- Data shown -
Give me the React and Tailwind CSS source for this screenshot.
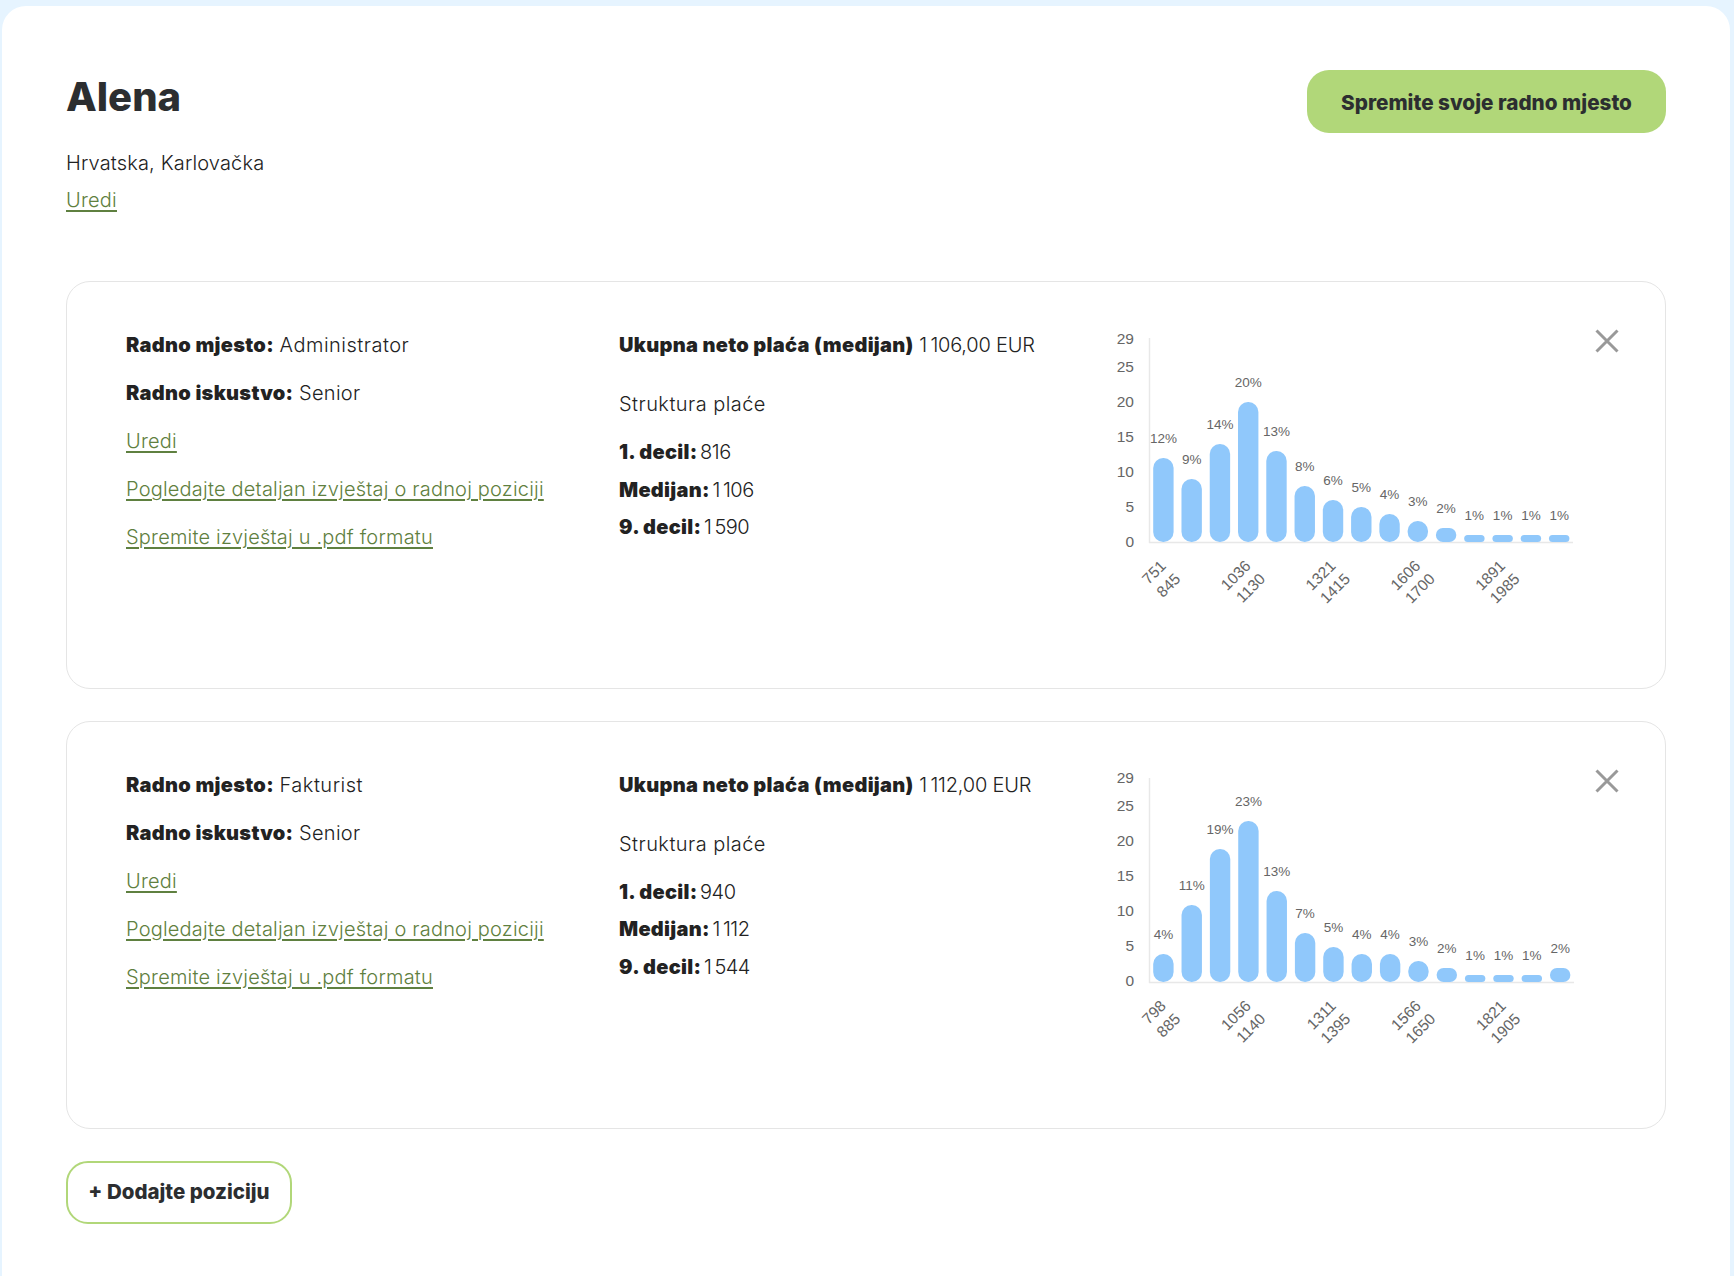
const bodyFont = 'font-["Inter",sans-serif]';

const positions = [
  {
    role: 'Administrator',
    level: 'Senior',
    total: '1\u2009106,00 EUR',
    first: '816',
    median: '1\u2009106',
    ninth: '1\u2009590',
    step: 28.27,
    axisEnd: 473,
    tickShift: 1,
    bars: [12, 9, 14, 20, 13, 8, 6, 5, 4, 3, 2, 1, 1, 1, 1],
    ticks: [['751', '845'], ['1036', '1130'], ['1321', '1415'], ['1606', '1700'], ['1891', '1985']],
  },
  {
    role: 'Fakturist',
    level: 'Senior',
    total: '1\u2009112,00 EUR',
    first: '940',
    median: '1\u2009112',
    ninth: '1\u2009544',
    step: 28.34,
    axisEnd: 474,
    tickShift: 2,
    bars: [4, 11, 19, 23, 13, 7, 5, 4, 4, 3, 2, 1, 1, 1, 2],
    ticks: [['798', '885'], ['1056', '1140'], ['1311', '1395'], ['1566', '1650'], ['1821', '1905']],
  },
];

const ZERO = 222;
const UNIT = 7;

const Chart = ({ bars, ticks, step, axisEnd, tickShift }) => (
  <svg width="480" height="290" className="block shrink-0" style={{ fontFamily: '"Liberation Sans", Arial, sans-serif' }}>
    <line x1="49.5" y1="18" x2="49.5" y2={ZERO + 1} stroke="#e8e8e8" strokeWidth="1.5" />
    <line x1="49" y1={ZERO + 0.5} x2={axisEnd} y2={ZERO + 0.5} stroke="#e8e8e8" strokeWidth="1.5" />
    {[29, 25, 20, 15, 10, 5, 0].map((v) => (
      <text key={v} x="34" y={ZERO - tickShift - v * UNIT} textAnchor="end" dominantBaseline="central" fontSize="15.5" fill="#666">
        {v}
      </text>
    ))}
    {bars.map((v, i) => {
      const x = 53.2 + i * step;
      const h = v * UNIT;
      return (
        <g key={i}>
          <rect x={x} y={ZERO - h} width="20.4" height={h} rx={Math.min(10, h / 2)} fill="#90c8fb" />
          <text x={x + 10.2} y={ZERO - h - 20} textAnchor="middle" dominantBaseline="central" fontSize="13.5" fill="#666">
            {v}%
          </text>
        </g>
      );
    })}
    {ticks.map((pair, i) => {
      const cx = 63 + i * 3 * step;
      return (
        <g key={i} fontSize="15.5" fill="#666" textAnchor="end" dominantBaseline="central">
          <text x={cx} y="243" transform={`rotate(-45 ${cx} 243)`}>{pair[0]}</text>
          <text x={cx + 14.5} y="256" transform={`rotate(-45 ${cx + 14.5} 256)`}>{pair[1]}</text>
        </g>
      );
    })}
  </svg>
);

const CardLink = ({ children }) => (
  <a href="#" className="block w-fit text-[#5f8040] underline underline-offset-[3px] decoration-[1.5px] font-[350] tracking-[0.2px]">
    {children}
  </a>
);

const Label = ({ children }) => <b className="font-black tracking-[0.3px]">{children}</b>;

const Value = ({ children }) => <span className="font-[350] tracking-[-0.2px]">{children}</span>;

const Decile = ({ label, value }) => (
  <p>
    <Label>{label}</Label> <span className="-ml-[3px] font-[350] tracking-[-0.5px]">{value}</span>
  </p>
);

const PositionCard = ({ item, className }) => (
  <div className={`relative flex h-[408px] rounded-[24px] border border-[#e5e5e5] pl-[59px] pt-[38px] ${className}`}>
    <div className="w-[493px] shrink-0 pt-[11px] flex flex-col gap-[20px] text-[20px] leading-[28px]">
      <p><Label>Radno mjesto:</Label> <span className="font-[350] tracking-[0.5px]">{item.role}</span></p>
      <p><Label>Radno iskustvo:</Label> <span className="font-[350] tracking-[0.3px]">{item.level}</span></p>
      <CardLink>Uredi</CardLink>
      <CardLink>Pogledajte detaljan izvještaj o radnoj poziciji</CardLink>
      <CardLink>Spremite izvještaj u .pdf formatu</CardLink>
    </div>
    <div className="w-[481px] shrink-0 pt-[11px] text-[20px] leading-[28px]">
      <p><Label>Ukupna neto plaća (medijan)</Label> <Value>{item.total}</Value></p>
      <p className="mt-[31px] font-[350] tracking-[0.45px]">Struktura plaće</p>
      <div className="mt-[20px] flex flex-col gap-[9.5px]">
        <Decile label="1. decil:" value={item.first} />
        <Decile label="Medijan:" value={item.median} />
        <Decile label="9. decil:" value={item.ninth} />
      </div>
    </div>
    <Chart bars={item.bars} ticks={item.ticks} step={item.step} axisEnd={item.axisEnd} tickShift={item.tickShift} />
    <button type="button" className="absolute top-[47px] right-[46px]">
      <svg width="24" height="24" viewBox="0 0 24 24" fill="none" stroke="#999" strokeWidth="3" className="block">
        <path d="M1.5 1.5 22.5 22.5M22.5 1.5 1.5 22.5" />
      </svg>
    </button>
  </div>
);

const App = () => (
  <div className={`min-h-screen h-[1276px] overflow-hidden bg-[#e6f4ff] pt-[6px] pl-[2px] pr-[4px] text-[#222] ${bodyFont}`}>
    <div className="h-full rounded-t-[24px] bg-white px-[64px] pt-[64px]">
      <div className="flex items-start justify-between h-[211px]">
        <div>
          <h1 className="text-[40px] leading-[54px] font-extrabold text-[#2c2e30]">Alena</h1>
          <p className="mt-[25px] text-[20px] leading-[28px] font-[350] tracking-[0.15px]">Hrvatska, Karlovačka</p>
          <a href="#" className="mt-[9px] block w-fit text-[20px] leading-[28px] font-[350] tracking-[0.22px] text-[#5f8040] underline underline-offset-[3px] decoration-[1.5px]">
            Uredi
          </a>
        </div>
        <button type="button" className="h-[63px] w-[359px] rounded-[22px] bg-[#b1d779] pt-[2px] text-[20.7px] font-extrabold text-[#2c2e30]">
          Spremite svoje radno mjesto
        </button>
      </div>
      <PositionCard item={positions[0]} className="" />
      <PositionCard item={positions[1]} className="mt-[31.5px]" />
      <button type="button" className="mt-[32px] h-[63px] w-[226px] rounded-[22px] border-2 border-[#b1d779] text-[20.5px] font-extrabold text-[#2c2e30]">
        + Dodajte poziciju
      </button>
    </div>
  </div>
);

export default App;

- Given request -
Leave the images out and output the remaining material exactly as it stands.

- Written solution -
Give me the React and Tailwind CSS source for this screenshot.
const bodyFont = 'font-["Inter",sans-serif]';

const positions = [
  {
    role: 'Administrator',
    level: 'Senior',
    total: '1\u2009106,00 EUR',
    first: '816',
    median: '1\u2009106',
    ninth: '1\u2009590',
    step: 28.27,
    axisEnd: 473,
    tickShift: 1,
    bars: [12, 9, 14, 20, 13, 8, 6, 5, 4, 3, 2, 1, 1, 1, 1],
    ticks: [['751', '845'], ['1036', '1130'], ['1321', '1415'], ['1606', '1700'], ['1891', '1985']],
  },
  {
    role: 'Fakturist',
    level: 'Senior',
    total: '1\u2009112,00 EUR',
    first: '940',
    median: '1\u2009112',
    ninth: '1\u2009544',
    step: 28.34,
    axisEnd: 474,
    tickShift: 2,
    bars: [4, 11, 19, 23, 13, 7, 5, 4, 4, 3, 2, 1, 1, 1, 2],
    ticks: [['798', '885'], ['1056', '1140'], ['1311', '1395'], ['1566', '1650'], ['1821', '1905']],
  },
];

const ZERO = 222;
const UNIT = 7;

const Chart = ({ bars, ticks, step, axisEnd, tickShift }) => (
  <svg width="480" height="290" className="block shrink-0" style={{ fontFamily: '"Liberation Sans", Arial, sans-serif' }}>
    <line x1="49.5" y1="18" x2="49.5" y2={ZERO + 1} stroke="#e8e8e8" strokeWidth="1.5" />
    <line x1="49" y1={ZERO + 0.5} x2={axisEnd} y2={ZERO + 0.5} stroke="#e8e8e8" strokeWidth="1.5" />
    {[29, 25, 20, 15, 10, 5, 0].map((v) => (
      <text key={v} x="34" y={ZERO - tickShift - v * UNIT} textAnchor="end" dominantBaseline="central" fontSize="15.5" fill="#666">
        {v}
      </text>
    ))}
    {bars.map((v, i) => {
      const x = 53.2 + i * step;
      const h = v * UNIT;
      return (
        <g key={i}>
          <rect x={x} y={ZERO - h} width="20.4" height={h} rx={Math.min(10, h / 2)} fill="#90c8fb" />
          <text x={x + 10.2} y={ZERO - h - 20} textAnchor="middle" dominantBaseline="central" fontSize="13.5" fill="#666">
            {v}%
          </text>
        </g>
      );
    })}
    {ticks.map((pair, i) => {
      const cx = 63 + i * 3 * step;
      return (
        <g key={i} fontSize="15.5" fill="#666" textAnchor="end" dominantBaseline="central">
          <text x={cx} y="243" transform={`rotate(-45 ${cx} 243)`}>{pair[0]}</text>
          <text x={cx + 14.5} y="256" transform={`rotate(-45 ${cx + 14.5} 256)`}>{pair[1]}</text>
        </g>
      );
    })}
  </svg>
);

const CardLink = ({ children }) => (
  <a href="#" className="block w-fit text-[#5f8040] underline underline-offset-[3px] decoration-[1.5px] font-[350] tracking-[0.2px]">
    {children}
  </a>
);

const Label = ({ children }) => <b className="font-black tracking-[0.3px]">{children}</b>;

const Value = ({ children }) => <span className="font-[350] tracking-[-0.2px]">{children}</span>;

const Decile = ({ label, value }) => (
  <p>
    <Label>{label}</Label> <span className="-ml-[3px] font-[350] tracking-[-0.5px]">{value}</span>
  </p>
);

const PositionCard = ({ item, className }) => (
  <div className={`relative flex h-[408px] rounded-[24px] border border-[#e5e5e5] pl-[59px] pt-[38px] ${className}`}>
    <div className="w-[493px] shrink-0 pt-[11px] flex flex-col gap-[20px] text-[20px] leading-[28px]">
      <p><Label>Radno mjesto:</Label> <span className="font-[350] tracking-[0.5px]">{item.role}</span></p>
      <p><Label>Radno iskustvo:</Label> <span className="font-[350] tracking-[0.3px]">{item.level}</span></p>
      <CardLink>Uredi</CardLink>
      <CardLink>Pogledajte detaljan izvještaj o radnoj poziciji</CardLink>
      <CardLink>Spremite izvještaj u .pdf formatu</CardLink>
    </div>
    <div className="w-[481px] shrink-0 pt-[11px] text-[20px] leading-[28px]">
      <p><Label>Ukupna neto plaća (medijan)</Label> <Value>{item.total}</Value></p>
      <p className="mt-[31px] font-[350] tracking-[0.45px]">Struktura plaće</p>
      <div className="mt-[20px] flex flex-col gap-[9.5px]">
        <Decile label="1. decil:" value={item.first} />
        <Decile label="Medijan:" value={item.median} />
        <Decile label="9. decil:" value={item.ninth} />
      </div>
    </div>
    <Chart bars={item.bars} ticks={item.ticks} step={item.step} axisEnd={item.axisEnd} tickShift={item.tickShift} />
    <button type="button" className="absolute top-[47px] right-[46px]">
      <svg width="24" height="24" viewBox="0 0 24 24" fill="none" stroke="#999" strokeWidth="3" className="block">
        <path d="M1.5 1.5 22.5 22.5M22.5 1.5 1.5 22.5" />
      </svg>
    </button>
  </div>
);

const App = () => (
  <div className={`min-h-screen h-[1276px] overflow-hidden bg-[#e6f4ff] pt-[6px] pl-[2px] pr-[4px] text-[#222] ${bodyFont}`}>
    <div className="h-full rounded-t-[24px] bg-white px-[64px] pt-[64px]">
      <div className="flex items-start justify-between h-[211px]">
        <div>
          <h1 className="text-[40px] leading-[54px] font-extrabold text-[#2c2e30]">Alena</h1>
          <p className="mt-[25px] text-[20px] leading-[28px] font-[350] tracking-[0.15px]">Hrvatska, Karlovačka</p>
          <a href="#" className="mt-[9px] block w-fit text-[20px] leading-[28px] font-[350] tracking-[0.22px] text-[#5f8040] underline underline-offset-[3px] decoration-[1.5px]">
            Uredi
          </a>
        </div>
        <button type="button" className="h-[63px] w-[359px] rounded-[22px] bg-[#b1d779] pt-[2px] text-[20.7px] font-extrabold text-[#2c2e30]">
          Spremite svoje radno mjesto
        </button>
      </div>
      <PositionCard item={positions[0]} className="" />
      <PositionCard item={positions[1]} className="mt-[31.5px]" />
      <button type="button" className="mt-[32px] h-[63px] w-[226px] rounded-[22px] border-2 border-[#b1d779] text-[20.5px] font-extrabold text-[#2c2e30]">
        + Dodajte poziciju
      </button>
    </div>
  </div>
);

export default App;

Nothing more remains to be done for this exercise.